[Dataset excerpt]

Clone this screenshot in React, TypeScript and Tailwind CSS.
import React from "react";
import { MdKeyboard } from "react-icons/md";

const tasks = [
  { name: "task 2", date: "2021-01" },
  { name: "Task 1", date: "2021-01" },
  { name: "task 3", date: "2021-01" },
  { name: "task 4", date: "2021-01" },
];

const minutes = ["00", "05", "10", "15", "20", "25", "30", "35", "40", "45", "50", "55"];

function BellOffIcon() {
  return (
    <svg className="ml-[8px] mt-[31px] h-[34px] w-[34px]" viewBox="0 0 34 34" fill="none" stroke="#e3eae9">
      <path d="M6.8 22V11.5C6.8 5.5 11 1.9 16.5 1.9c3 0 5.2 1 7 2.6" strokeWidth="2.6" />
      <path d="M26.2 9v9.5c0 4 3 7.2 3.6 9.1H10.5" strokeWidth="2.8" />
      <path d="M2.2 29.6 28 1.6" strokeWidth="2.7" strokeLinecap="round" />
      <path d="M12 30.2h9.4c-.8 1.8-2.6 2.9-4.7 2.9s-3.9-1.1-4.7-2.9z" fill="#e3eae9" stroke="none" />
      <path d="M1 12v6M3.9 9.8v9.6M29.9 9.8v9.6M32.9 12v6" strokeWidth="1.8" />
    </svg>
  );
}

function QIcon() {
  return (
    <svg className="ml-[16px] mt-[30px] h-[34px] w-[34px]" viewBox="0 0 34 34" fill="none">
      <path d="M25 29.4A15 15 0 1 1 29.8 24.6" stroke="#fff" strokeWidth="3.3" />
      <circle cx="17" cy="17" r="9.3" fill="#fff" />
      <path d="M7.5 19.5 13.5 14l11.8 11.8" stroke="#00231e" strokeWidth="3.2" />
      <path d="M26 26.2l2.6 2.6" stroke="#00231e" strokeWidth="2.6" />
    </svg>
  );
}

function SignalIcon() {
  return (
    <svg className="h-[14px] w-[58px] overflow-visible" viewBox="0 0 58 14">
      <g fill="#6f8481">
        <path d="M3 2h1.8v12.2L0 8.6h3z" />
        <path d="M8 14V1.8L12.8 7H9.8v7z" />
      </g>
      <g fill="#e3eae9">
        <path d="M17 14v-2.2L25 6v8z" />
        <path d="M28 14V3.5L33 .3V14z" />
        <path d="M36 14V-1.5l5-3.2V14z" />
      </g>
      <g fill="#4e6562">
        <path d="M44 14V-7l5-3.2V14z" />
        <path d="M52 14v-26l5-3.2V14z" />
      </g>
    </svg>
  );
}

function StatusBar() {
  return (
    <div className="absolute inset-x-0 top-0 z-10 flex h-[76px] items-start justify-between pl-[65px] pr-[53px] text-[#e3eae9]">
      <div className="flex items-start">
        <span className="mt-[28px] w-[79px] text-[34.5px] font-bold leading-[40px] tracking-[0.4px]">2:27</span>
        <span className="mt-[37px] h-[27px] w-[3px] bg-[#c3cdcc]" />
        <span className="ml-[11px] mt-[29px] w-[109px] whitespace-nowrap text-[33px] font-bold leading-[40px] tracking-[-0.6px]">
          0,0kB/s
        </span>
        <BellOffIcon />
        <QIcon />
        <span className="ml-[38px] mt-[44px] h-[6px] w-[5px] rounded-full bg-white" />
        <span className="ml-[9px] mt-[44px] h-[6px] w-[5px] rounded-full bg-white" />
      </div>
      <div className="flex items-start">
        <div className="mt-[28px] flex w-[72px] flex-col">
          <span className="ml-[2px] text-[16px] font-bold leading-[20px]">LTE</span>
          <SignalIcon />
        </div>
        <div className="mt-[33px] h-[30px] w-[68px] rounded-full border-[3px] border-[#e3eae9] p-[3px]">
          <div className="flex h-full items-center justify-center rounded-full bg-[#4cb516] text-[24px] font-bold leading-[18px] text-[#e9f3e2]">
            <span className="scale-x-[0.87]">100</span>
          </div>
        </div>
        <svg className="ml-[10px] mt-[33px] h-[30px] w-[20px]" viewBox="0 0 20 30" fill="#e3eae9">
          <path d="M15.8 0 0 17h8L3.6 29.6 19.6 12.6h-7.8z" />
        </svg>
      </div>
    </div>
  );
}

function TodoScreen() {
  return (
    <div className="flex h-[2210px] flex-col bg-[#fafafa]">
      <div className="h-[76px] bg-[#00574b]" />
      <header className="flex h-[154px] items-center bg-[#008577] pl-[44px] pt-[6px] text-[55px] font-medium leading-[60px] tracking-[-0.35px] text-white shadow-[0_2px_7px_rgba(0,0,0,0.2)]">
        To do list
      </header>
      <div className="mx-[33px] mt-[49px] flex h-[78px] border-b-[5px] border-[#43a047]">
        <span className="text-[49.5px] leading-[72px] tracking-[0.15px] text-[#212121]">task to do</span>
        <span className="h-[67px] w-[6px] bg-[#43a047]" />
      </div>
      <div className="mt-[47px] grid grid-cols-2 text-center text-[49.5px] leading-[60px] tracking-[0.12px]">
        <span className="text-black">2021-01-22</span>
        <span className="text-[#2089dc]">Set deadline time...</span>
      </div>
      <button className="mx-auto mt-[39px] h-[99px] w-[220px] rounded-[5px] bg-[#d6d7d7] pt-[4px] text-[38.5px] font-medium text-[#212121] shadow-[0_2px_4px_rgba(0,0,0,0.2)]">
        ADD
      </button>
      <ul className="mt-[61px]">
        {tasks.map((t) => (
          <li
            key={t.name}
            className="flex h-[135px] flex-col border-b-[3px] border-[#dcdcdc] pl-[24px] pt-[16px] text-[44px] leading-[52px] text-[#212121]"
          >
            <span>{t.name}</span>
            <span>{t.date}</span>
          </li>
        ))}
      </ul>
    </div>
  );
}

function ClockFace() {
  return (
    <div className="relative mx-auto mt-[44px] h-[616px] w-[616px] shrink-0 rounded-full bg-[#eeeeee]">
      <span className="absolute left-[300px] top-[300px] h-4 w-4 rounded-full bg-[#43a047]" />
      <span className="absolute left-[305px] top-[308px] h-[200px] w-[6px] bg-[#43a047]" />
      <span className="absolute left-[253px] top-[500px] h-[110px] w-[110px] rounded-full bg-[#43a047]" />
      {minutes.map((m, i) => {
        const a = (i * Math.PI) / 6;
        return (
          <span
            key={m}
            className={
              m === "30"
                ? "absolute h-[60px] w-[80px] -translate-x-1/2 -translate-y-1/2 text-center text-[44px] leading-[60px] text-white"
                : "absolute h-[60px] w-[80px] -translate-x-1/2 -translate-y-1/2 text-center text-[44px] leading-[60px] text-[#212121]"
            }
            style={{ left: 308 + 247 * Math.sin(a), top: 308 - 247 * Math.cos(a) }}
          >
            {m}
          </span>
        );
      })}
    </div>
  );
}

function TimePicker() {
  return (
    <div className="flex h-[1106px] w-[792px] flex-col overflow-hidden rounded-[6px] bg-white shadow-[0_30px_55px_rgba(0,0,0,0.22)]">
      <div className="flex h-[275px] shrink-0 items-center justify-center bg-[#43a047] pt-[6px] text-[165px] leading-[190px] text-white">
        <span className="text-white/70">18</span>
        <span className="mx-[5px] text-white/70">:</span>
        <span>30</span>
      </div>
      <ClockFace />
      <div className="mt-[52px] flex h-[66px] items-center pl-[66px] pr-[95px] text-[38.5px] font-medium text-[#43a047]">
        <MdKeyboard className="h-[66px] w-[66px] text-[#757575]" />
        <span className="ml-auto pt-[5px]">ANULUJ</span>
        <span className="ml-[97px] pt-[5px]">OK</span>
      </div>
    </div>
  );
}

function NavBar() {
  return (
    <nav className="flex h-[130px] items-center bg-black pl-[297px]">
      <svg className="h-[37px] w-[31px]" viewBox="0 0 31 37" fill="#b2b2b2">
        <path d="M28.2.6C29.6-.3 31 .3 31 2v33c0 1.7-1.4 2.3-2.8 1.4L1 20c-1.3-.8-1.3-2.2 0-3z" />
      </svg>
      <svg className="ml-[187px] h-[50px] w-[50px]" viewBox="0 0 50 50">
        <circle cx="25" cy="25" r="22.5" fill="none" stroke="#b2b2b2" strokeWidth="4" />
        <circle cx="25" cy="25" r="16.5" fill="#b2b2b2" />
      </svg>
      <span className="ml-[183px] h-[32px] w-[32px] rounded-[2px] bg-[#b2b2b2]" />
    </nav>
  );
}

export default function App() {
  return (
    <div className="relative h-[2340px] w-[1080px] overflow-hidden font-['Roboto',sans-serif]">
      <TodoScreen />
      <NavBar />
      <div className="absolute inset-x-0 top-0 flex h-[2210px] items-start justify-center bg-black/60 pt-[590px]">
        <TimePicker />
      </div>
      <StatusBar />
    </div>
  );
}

* * *

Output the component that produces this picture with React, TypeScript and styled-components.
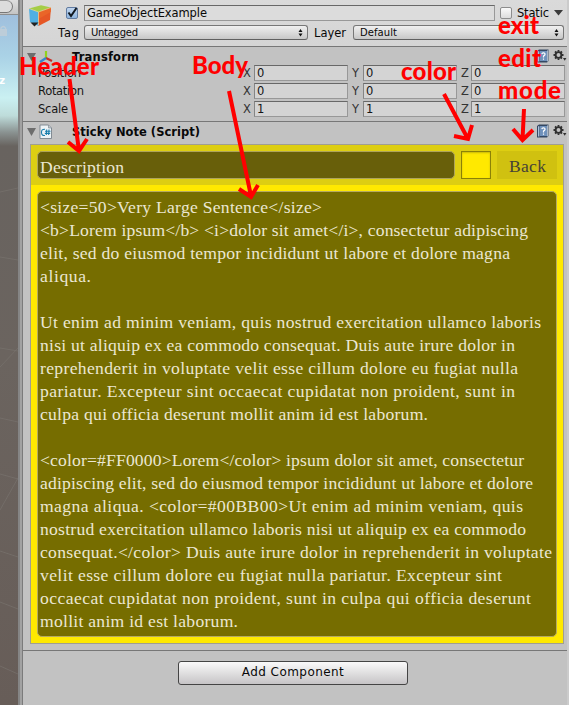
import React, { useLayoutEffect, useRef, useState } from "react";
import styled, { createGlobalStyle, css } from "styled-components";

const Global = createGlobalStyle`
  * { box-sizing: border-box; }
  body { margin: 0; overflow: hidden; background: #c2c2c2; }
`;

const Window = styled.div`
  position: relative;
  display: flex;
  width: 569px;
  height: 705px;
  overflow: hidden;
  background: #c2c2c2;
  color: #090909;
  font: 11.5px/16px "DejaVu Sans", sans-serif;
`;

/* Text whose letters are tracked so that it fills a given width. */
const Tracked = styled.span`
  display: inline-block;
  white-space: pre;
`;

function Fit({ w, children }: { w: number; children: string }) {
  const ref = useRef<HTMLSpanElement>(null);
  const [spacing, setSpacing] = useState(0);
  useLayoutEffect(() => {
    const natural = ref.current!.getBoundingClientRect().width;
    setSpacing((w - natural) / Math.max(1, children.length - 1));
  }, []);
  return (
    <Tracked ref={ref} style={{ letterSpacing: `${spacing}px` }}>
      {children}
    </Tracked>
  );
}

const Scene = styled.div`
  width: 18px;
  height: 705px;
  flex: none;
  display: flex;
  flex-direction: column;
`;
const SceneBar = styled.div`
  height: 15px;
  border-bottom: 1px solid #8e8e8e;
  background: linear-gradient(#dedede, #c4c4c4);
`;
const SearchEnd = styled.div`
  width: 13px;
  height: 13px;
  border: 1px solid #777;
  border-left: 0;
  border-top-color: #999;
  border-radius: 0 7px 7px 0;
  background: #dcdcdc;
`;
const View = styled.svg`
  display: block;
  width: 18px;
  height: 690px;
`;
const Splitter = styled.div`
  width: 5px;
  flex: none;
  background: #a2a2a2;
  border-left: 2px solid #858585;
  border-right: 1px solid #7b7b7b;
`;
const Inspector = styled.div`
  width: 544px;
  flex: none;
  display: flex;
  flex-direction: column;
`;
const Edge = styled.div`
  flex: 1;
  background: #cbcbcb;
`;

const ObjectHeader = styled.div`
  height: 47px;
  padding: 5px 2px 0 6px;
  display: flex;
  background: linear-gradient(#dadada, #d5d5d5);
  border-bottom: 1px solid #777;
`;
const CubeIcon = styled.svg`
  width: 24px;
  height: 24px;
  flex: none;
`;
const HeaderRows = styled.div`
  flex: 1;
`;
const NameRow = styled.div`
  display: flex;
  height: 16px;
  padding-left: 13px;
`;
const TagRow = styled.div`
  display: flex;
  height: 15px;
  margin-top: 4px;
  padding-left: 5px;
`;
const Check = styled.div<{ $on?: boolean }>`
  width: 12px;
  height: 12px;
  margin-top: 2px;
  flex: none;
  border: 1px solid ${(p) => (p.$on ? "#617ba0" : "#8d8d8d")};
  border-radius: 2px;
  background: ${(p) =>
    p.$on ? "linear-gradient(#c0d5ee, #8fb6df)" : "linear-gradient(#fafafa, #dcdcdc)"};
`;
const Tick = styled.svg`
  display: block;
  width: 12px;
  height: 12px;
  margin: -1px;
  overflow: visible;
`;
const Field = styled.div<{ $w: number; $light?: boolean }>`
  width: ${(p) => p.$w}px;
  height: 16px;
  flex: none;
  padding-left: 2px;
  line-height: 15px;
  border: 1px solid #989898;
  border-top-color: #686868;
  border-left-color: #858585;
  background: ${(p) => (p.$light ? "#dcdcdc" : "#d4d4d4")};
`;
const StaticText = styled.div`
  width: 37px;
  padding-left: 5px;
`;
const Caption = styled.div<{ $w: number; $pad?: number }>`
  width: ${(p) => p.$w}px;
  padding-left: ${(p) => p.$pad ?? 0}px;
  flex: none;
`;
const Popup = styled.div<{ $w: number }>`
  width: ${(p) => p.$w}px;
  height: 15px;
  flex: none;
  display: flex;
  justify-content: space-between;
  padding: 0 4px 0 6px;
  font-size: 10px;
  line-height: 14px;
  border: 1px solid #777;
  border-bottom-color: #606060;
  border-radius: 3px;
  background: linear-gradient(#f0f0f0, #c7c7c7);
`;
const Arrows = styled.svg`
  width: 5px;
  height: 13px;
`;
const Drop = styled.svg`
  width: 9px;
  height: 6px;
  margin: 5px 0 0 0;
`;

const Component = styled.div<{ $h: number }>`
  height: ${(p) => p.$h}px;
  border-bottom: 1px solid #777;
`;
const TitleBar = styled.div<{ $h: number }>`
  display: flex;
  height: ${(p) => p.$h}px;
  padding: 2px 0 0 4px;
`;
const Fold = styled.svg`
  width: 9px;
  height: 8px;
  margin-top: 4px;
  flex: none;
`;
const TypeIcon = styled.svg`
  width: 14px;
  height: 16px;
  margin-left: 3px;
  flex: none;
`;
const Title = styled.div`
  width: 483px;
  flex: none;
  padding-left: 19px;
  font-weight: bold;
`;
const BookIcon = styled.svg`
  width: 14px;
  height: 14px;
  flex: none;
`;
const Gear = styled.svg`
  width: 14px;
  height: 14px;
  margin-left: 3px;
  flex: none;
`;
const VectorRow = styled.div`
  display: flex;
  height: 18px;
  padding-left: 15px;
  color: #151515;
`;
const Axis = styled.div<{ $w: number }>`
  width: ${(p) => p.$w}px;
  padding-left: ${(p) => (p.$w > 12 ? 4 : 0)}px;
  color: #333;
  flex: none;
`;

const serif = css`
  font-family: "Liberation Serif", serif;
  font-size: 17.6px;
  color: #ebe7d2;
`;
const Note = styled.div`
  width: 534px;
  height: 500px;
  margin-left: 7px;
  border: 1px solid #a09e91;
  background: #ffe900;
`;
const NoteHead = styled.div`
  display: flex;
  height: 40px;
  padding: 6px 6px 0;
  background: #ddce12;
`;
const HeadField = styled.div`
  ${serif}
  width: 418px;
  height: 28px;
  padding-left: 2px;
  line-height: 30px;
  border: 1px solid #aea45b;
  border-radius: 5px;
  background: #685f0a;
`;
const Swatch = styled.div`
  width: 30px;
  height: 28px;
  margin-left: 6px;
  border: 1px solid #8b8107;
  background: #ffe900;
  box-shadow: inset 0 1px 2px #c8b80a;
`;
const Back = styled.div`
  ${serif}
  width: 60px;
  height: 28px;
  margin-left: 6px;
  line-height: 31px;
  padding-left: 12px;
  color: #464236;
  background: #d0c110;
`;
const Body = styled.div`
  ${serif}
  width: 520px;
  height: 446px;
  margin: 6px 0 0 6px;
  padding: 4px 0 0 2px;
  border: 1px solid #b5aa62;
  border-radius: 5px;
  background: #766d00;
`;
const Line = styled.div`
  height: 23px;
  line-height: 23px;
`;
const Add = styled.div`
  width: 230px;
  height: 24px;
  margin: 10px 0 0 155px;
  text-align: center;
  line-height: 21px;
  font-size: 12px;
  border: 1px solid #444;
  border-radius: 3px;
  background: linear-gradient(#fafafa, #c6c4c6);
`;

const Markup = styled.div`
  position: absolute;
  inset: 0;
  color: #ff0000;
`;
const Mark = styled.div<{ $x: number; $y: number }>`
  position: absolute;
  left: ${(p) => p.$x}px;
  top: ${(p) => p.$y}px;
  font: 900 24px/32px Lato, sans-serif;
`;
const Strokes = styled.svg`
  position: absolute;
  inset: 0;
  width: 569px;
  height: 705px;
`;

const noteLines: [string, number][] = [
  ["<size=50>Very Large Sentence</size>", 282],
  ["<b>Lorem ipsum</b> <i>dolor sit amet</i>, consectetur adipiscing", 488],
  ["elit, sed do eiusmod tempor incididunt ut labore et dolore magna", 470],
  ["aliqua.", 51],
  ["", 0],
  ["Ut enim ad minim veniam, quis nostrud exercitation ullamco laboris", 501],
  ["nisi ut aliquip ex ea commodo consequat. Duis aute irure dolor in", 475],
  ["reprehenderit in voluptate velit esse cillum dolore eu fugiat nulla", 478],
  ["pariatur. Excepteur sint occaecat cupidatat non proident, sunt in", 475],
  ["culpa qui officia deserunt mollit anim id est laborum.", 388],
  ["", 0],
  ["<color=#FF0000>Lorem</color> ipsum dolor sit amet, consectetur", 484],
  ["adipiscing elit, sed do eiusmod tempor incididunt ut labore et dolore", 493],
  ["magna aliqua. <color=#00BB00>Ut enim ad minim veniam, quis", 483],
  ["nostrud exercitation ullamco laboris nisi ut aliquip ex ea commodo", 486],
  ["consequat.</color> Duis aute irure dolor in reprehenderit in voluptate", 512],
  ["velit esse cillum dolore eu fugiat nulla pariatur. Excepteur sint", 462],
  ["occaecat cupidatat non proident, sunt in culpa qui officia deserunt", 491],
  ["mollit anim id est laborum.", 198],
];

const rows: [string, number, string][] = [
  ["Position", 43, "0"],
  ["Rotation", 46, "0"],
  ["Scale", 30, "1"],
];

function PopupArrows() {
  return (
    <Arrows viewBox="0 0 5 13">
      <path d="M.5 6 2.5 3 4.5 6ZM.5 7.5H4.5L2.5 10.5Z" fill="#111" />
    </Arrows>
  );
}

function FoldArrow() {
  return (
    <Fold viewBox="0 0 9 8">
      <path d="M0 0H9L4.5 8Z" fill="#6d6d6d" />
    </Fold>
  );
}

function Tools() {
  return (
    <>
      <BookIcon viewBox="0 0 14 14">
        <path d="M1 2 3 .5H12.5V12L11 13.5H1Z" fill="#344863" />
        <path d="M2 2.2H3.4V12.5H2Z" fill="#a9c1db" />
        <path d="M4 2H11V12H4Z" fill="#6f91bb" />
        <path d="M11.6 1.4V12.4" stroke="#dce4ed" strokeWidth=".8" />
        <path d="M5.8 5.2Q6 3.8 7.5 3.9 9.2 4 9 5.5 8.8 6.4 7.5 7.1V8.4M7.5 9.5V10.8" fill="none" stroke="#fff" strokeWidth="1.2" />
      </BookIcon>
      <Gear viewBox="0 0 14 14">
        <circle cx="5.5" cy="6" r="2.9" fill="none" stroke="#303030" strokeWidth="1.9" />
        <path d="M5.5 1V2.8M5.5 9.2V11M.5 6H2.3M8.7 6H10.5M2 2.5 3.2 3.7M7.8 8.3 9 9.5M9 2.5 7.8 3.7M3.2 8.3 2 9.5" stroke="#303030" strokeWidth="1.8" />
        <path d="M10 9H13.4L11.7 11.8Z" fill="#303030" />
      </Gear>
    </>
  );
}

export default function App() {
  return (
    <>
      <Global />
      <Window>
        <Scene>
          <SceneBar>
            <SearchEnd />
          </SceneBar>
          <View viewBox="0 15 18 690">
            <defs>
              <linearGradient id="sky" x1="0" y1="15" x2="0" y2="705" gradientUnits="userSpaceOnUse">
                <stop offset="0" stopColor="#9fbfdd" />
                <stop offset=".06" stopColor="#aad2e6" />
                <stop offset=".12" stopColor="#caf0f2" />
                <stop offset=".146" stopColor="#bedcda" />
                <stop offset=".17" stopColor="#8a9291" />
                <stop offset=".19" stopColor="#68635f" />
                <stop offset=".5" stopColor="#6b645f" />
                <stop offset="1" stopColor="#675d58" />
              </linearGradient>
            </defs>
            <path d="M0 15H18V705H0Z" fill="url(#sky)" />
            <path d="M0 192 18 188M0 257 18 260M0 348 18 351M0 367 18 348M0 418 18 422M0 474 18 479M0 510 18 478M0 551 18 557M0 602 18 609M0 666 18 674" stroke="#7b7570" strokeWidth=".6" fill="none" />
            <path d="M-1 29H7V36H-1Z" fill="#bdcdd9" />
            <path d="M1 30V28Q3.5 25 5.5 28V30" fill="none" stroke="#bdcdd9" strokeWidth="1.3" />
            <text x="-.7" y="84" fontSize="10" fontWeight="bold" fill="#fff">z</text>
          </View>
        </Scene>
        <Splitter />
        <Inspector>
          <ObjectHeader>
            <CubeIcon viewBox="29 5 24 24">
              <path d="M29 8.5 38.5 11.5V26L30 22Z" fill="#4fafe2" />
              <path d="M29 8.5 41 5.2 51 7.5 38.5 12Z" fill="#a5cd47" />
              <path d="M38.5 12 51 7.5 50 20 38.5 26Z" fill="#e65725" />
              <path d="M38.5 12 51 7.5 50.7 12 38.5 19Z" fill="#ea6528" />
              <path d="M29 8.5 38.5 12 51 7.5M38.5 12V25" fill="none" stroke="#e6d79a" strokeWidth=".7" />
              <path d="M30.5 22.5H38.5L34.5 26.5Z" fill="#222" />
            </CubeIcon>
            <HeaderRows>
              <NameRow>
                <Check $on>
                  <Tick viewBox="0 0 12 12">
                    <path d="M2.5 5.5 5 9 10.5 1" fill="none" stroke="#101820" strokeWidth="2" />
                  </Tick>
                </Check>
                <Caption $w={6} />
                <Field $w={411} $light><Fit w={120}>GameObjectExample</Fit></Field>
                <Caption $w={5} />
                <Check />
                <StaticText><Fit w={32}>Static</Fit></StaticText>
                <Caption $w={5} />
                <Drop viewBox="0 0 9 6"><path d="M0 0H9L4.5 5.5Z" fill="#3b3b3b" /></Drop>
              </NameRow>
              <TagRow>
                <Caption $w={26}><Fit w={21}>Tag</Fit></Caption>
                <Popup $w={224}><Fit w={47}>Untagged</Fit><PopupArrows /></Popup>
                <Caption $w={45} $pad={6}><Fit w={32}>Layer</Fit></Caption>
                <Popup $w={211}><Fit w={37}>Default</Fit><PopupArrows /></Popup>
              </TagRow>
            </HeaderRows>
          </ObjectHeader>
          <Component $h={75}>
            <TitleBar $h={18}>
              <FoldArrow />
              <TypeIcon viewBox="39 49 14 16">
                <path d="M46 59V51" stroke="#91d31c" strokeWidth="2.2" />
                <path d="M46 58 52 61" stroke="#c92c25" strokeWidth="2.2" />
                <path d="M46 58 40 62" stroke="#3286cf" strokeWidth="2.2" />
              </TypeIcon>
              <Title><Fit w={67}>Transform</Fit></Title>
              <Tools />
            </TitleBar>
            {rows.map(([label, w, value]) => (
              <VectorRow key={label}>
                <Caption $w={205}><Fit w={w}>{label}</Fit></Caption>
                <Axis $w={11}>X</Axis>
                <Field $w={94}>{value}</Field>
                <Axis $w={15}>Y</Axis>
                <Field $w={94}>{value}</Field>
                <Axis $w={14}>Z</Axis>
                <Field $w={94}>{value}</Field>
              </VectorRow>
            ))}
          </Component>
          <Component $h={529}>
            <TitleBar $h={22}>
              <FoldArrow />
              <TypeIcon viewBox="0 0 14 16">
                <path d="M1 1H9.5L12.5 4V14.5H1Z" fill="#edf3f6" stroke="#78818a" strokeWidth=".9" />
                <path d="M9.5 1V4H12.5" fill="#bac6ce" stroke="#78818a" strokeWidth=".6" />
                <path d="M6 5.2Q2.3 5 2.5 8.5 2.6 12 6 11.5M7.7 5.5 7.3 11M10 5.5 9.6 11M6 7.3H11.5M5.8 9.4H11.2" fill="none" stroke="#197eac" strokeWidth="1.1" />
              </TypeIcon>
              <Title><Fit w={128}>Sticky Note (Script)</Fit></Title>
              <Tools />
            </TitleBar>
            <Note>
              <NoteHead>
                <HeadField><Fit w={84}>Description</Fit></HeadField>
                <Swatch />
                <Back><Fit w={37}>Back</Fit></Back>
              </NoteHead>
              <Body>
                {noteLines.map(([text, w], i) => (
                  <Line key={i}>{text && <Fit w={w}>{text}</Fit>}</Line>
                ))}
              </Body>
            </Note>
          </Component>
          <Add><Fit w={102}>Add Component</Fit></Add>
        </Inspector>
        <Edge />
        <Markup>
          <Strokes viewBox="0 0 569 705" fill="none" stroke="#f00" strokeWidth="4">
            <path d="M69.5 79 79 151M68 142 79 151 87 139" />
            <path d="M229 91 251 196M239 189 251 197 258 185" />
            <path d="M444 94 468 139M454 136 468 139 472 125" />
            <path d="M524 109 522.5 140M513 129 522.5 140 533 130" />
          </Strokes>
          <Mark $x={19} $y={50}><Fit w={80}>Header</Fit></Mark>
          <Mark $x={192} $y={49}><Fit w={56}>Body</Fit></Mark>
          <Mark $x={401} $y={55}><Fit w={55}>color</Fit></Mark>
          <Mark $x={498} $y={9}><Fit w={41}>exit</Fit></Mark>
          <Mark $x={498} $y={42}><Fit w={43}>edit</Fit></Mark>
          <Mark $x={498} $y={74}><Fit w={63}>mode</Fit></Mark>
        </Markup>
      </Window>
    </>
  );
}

* Instructions to follow
List every line from the entries above in which "components" appears.

* Final answer
Output the component that produces this picture with React, TypeScript and styled-components.
import styled, { createGlobalStyle, css } from "styled-components";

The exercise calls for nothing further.